From the first line of the data down to and including the line with "</Backdrop>", copy everything exactly, leaving out pictures.

------

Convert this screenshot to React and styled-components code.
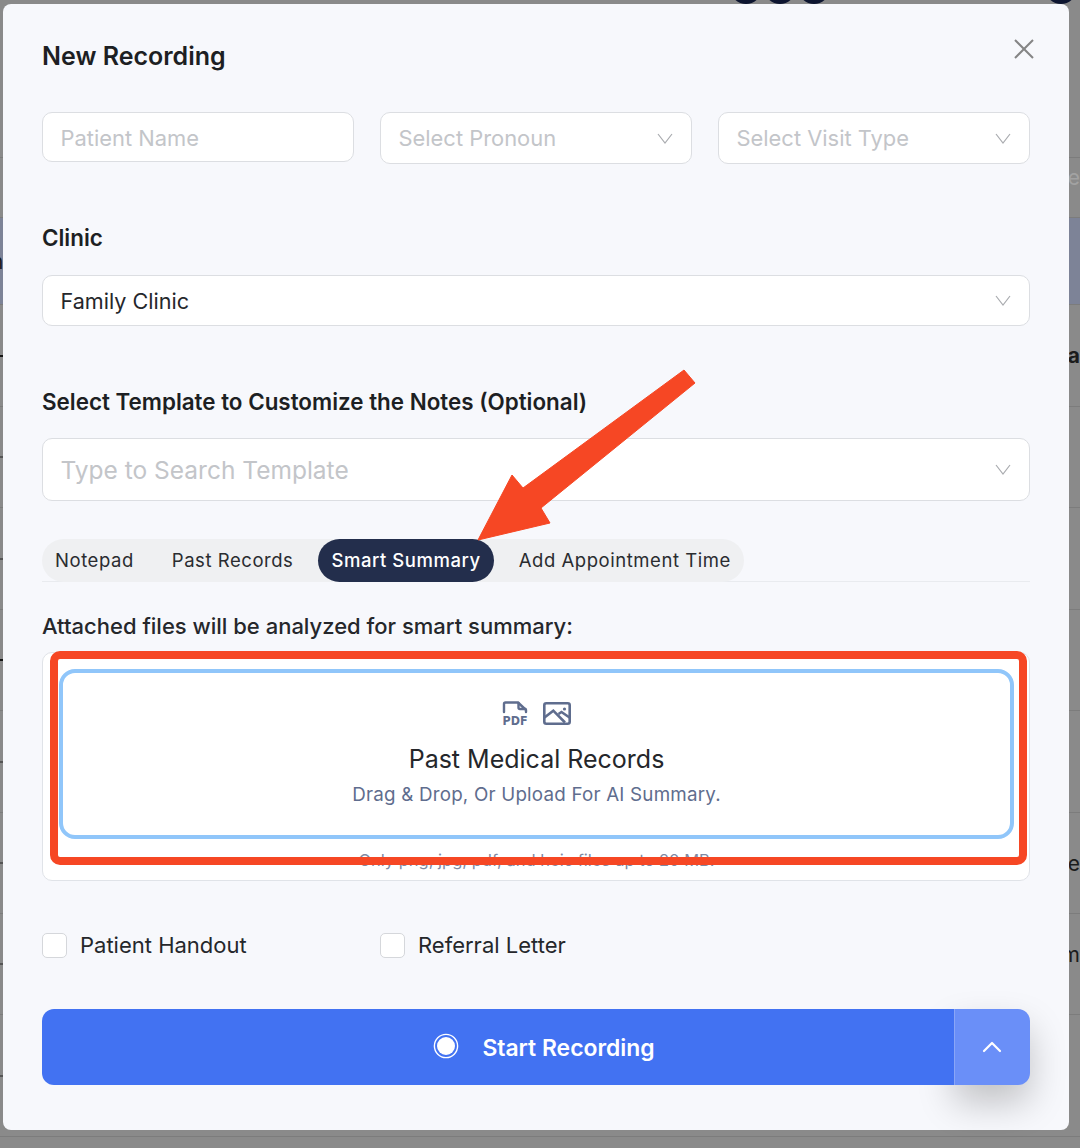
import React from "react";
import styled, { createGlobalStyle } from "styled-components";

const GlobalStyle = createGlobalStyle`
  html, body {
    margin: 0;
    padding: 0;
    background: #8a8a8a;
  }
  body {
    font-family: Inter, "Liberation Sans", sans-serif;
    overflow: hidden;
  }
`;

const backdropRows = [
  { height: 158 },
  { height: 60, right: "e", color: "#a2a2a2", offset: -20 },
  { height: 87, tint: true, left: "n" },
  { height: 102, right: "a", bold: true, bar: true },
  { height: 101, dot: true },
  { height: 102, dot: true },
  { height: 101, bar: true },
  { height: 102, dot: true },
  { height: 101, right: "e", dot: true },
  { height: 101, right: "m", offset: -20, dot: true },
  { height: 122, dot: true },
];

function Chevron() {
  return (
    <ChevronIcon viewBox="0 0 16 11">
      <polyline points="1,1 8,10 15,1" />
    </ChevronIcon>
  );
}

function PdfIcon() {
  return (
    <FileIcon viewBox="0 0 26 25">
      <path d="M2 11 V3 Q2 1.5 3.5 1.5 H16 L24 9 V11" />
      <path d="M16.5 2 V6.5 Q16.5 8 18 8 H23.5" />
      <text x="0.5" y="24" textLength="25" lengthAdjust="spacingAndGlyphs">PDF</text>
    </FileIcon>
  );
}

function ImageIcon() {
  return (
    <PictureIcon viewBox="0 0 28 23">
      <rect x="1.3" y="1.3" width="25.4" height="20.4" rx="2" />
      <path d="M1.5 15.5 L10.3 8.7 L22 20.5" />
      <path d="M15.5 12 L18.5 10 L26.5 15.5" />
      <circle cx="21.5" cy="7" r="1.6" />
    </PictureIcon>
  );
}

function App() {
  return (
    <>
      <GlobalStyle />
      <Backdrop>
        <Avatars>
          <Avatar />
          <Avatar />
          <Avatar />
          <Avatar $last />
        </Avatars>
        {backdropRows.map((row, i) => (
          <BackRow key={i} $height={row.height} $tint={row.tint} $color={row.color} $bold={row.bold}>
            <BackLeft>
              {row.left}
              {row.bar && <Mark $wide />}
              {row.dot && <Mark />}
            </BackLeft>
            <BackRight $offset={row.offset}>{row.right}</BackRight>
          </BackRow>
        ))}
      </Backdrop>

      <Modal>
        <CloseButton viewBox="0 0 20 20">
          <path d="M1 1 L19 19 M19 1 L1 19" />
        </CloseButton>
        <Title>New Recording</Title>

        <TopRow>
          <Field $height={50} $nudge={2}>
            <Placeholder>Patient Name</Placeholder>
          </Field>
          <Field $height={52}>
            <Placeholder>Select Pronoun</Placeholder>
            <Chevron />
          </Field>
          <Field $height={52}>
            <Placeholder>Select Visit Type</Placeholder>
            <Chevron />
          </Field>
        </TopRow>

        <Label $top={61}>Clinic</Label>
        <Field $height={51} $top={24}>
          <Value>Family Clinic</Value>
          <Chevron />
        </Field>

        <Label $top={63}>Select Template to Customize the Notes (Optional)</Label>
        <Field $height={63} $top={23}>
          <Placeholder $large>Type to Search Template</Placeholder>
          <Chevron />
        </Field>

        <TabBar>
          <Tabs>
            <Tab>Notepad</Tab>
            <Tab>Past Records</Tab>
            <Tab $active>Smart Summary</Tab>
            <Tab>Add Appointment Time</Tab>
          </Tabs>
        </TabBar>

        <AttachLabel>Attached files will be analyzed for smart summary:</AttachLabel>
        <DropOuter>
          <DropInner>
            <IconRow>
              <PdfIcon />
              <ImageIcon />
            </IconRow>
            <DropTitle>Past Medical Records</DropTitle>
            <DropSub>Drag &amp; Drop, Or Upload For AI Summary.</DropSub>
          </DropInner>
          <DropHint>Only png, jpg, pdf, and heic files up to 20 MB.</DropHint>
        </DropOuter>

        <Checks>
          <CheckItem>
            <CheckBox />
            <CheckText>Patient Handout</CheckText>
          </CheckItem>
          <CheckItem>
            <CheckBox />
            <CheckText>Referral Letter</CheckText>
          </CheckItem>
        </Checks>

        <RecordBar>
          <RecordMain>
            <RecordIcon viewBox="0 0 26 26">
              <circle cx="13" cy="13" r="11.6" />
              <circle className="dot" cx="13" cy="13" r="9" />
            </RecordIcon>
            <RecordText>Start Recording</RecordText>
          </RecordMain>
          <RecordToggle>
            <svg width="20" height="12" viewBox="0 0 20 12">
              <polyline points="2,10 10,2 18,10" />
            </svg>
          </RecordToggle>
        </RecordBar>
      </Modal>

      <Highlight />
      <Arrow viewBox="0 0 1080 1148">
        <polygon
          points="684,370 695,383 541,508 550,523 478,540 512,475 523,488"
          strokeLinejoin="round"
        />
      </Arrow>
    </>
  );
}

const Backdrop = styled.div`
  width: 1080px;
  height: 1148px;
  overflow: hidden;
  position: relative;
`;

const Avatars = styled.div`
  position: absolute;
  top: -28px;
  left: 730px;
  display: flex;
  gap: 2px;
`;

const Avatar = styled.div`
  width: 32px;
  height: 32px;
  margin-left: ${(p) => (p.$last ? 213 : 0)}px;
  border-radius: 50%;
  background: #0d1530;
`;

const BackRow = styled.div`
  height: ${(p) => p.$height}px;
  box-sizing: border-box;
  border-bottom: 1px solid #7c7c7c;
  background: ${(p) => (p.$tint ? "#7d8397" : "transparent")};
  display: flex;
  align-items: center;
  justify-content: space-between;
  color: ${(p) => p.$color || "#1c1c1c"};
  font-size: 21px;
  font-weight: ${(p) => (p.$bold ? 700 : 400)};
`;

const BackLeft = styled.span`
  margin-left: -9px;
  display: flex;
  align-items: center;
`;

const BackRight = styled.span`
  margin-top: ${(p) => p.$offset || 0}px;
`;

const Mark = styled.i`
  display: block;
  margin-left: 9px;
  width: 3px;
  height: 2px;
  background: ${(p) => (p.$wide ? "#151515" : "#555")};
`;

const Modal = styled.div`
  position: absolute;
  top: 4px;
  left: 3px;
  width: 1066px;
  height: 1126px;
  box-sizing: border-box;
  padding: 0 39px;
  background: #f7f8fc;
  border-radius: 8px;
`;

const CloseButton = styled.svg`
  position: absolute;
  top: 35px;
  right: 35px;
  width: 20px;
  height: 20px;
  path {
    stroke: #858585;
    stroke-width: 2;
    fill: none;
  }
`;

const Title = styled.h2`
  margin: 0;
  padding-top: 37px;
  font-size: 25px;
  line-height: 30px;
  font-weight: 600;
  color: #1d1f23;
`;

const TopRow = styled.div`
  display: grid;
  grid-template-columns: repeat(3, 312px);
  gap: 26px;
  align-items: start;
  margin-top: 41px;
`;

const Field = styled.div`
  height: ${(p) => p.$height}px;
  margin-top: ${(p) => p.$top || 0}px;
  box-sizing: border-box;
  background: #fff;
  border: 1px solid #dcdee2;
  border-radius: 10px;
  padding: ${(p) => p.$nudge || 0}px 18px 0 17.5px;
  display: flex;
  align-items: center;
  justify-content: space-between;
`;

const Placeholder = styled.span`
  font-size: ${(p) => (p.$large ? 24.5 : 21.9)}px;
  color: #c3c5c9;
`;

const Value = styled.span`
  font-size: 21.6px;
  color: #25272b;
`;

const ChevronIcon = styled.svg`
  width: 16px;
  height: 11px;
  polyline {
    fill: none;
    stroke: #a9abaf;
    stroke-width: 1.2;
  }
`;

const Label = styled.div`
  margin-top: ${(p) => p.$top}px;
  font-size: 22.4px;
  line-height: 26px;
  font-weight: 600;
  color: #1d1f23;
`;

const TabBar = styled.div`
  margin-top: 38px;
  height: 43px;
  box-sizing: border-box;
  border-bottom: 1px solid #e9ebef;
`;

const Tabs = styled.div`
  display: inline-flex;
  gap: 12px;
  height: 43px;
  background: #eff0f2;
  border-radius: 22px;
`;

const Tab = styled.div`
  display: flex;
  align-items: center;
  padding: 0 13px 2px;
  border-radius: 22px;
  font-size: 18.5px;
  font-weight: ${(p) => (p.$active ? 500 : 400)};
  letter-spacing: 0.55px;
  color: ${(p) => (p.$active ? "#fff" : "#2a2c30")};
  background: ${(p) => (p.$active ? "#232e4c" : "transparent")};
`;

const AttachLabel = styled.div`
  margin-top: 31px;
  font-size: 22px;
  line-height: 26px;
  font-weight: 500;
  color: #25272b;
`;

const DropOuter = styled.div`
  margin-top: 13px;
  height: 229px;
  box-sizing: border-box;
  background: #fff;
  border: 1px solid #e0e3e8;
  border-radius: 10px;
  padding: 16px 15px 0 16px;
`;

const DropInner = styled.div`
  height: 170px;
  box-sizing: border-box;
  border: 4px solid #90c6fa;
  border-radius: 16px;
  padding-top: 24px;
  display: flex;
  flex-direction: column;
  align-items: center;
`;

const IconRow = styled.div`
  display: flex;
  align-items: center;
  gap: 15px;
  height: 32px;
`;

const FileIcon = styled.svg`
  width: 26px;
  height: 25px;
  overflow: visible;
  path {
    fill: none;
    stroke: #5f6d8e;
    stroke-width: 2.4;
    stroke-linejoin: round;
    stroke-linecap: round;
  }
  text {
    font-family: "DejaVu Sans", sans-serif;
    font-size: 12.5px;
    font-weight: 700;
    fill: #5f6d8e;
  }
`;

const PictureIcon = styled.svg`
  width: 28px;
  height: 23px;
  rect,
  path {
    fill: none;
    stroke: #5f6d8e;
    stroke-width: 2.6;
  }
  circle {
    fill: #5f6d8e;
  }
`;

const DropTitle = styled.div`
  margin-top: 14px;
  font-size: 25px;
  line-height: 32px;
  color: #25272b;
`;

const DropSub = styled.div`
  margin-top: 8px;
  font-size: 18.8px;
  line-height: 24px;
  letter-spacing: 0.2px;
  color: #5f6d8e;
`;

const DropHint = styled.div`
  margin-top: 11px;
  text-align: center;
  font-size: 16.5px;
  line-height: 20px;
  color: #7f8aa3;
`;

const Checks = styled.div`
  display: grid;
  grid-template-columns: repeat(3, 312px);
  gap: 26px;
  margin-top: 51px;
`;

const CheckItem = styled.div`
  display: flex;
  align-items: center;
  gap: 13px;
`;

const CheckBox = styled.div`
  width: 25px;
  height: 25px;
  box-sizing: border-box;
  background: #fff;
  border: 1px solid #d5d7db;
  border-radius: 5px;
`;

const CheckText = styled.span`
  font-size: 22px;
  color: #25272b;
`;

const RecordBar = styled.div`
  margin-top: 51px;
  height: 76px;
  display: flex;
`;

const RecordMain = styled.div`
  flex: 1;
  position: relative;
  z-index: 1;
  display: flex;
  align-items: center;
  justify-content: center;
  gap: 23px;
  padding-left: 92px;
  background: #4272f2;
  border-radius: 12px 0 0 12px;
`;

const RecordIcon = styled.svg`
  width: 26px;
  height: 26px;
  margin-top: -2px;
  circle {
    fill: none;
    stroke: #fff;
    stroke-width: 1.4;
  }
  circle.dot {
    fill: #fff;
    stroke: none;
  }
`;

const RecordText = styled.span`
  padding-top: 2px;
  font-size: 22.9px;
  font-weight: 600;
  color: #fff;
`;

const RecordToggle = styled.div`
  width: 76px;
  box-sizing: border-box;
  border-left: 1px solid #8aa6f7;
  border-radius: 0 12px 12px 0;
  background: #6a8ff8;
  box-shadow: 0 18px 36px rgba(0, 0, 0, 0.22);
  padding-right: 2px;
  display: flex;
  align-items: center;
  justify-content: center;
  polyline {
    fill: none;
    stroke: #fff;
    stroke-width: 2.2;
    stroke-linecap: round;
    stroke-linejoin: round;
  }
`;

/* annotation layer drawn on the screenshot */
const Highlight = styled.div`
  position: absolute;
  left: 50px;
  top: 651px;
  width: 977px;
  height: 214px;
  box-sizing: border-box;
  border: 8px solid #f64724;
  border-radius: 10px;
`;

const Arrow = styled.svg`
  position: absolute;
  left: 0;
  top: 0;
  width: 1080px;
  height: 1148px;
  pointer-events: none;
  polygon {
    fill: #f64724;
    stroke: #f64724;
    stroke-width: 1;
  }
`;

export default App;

------

» WRITTEN RESPONSE:
Convert this screenshot to React and styled-components code.
import React from "react";
import styled, { createGlobalStyle } from "styled-components";

const GlobalStyle = createGlobalStyle`
  html, body {
    margin: 0;
    padding: 0;
    background: #8a8a8a;
  }
  body {
    font-family: Inter, "Liberation Sans", sans-serif;
    overflow: hidden;
  }
`;

const backdropRows = [
  { height: 158 },
  { height: 60, right: "e", color: "#a2a2a2", offset: -20 },
  { height: 87, tint: true, left: "n" },
  { height: 102, right: "a", bold: true, bar: true },
  { height: 101, dot: true },
  { height: 102, dot: true },
  { height: 101, bar: true },
  { height: 102, dot: true },
  { height: 101, right: "e", dot: true },
  { height: 101, right: "m", offset: -20, dot: true },
  { height: 122, dot: true },
];

function Chevron() {
  return (
    <ChevronIcon viewBox="0 0 16 11">
      <polyline points="1,1 8,10 15,1" />
    </ChevronIcon>
  );
}

function PdfIcon() {
  return (
    <FileIcon viewBox="0 0 26 25">
      <path d="M2 11 V3 Q2 1.5 3.5 1.5 H16 L24 9 V11" />
      <path d="M16.5 2 V6.5 Q16.5 8 18 8 H23.5" />
      <text x="0.5" y="24" textLength="25" lengthAdjust="spacingAndGlyphs">PDF</text>
    </FileIcon>
  );
}

function ImageIcon() {
  return (
    <PictureIcon viewBox="0 0 28 23">
      <rect x="1.3" y="1.3" width="25.4" height="20.4" rx="2" />
      <path d="M1.5 15.5 L10.3 8.7 L22 20.5" />
      <path d="M15.5 12 L18.5 10 L26.5 15.5" />
      <circle cx="21.5" cy="7" r="1.6" />
    </PictureIcon>
  );
}

function App() {
  return (
    <>
      <GlobalStyle />
      <Backdrop>
        <Avatars>
          <Avatar />
          <Avatar />
          <Avatar />
          <Avatar $last />
        </Avatars>
        {backdropRows.map((row, i) => (
          <BackRow key={i} $height={row.height} $tint={row.tint} $color={row.color} $bold={row.bold}>
            <BackLeft>
              {row.left}
              {row.bar && <Mark $wide />}
              {row.dot && <Mark />}
            </BackLeft>
            <BackRight $offset={row.offset}>{row.right}</BackRight>
          </BackRow>
        ))}
      </Backdrop>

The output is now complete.